10.1126/sciadv.1500462 ◽

2015 ◽

Vol 1 (11) ◽

pp. e1500462 ◽

Cited By ~ 376

Author(s):

Dehui Deng ◽

Xiaoqi Chen ◽

Liang Yu ◽

Xing Wu ◽

Qingfei Liu ◽

...

Keyword(s):

Electron Microscopy ◽

Transmission Electron Microscopy ◽

Low Temperature ◽

Catalytic Oxidation ◽

Room Temperature ◽

Single Atom ◽

Intermediate Structure ◽

Oxidation Reactions ◽

Transmission Electron ◽

Oxidation Of Benzene

Coordinatively unsaturated (CUS) iron sites are highly active in catalytic oxidation reactions; however, maintaining the CUS structure of iron during heterogeneous catalytic reactions is a great challenge. Here, we report a strategy to stabilize single-atom CUS iron sites by embedding highly dispersed FeN4 centers in the graphene matrix.
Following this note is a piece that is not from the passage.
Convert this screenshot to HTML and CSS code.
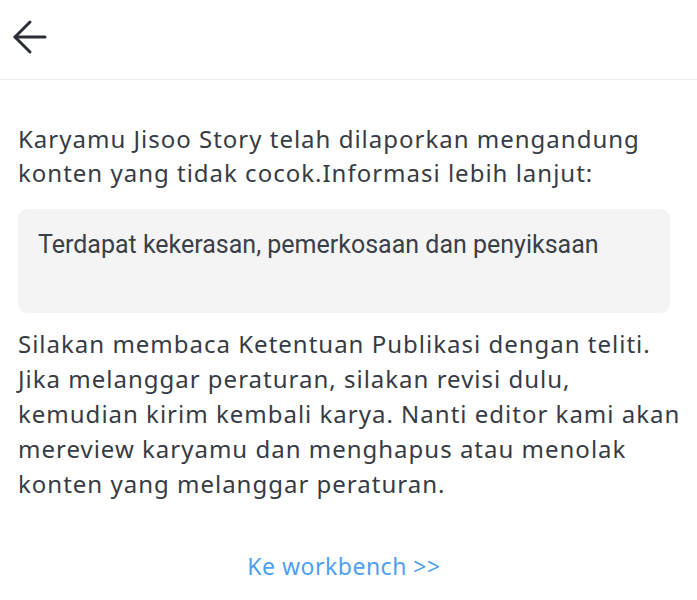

The atomic structure of FeN4 centers in graphene was revealed for the first time by combining high-resolution transmission electron microscopy/high-angle annular dark-field scanning transmission electron microscopy with low-temperature scanning tunneling microscopy. These confined single-atom iron sites exhibit high performance in the direct catalytic oxidation of benzene to phenol at room temperature, with a conversion of 23.4% and a yield of 18.7%, and can even proceed efficiently at 0°C with a phenol yield of 8.3% after 24 hours. Both experimental measurements and density functional theory calculations indicate that the formation of the Fe═O intermediate structure is a key step to promoting the conversion of benzene to phenol. These findings could pave the way toward highly efficient nonprecious catalysts for low-temperature oxidation reactions in heterogeneous catalysis and electrocatalysis.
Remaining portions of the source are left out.